O constrangimento causado por Jérémie forma uma atmosfera de desconfiança e estranheza, mas a razão não é expressa. Nada é previamente revelado ao espectador. Desconhecemos os motivos do desconforto crescente perante o forasteiro, não sabemos que tipo de relacionamento ele mantinha com cada um dos indivíduos que vão permeando sua complicada convivência ali. De fato, o contexto pretérito é pouco importante. A grande centelha revelatória acontece nas atitudes ocultas e o que elas ilustram é que o grande condutor dos acontecimentos absurdos que conduzem Misericórdia  é o desejo, que faz pairar uma constante tensão sexual – entre Jérémie e cada um dos personagens.

O desejo estudado é o masculino.
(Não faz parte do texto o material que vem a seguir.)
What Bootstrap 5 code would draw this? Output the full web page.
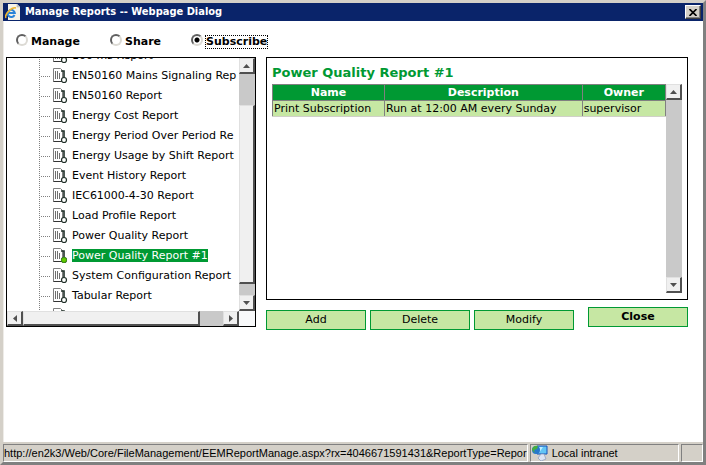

A presença de Jérémie se manifesta nos habitantes de forma dúbia, tanto como uma ameaça, pois todos julgam e se acham alvo sexual do protagonista, quanto  funcionando também como objeto dos desejos de todos. Ele inspira tesão e ódio, e esse jogo diz respeito diretamente ao modo masculino de lidar com sentimentos não externalizados: através da violência física, que instiga toques e intimidades com brutalidade, potencializando ainda mais o que está sufocado. 

O vilarejo funciona como microcosmo possibilitador da proximidade dos personagens e como guia das intimidades que se tornam coletivas. Guardar segredos, só no confessionário, e mesmos esses são constantemente cercados. O protagonista ameaça um modo de vida já estabelecido e há olhos e ouvidos em todos os lugares em que ele circula. É quase como se sua permanência ali suspendesse, ainda, o tempo percebido naquele espaço. Há uma letargia no modo como as coisas são conduzidas, e o desaparecimento de um dos personagens vai evidenciar ainda mais essa inércia. Tal atemporalidade toma forma no bosque que guarnece o vilarejo, que, mais do que uma região, funciona como um lugar que eleva os personagens em transcendência. Ali, tudo parece falsamente oculto, escondido, mas dá oportunidade para que revelações de desejos sejam manifestadas, mesmo que na forma muito masculina de fazê-lo e haja uma dificuldade tremenda de comunicação que é descontada na violência. 

O modo como se lida com os acontecimentos decorrentes do desaparecimento que torna-se centro da trama constitui a verdadeira apoteose de Misericórdia. Os personagens agem de forma inesperada e absurda, enquanto o diretor conduz essas atitudes com uma discrição irônica. Não há, em nenhum deles, nada de visivelmente excêntrico, e uma pretensa normalidade é quebrada pelo diretor quase como um susto, quando, para citar alguns exemplos, Jérémie se esconde na casa de um amigo e aparece vestido com as roupas de baixo dele, ou, ainda, quando no meio da noite, a polícia entra na casa trancada de Martine para tentar uma confissão de uma pessoa enquanto ela dorme. Habitantes vagam pelo vilarejo de madrugada e contam mentiras e inventam desculpas uns aos outros descaradamente. O padre pede para que Jérémie entre no confessionário para que ele, o próprio padre, confesse seus pecados. Quando o protagonista tenta deixar o vilarejo, é constantemente trazido de volta, principalmente pela figura de Martine, que aparece repentinamente nas madrugadas vagantes para convidar o personagem a se deitar novamente. Assassinos são perdoados, padres podem revelar suas paixões e serem congratulados por isso. Tudo é comum e incomum.

Misericórdia é realmente um deleite. Alain Guiraudie costura, com sutileza, um fluxo que nos faz penetrar naquele mar de incongruências cada vez mais deliciosas que fazem rir por suas contradições e expõe a repressão dos desejos masculinos em uma sociedade conservadora com um humor não escrachado, mas abrupto e questionador.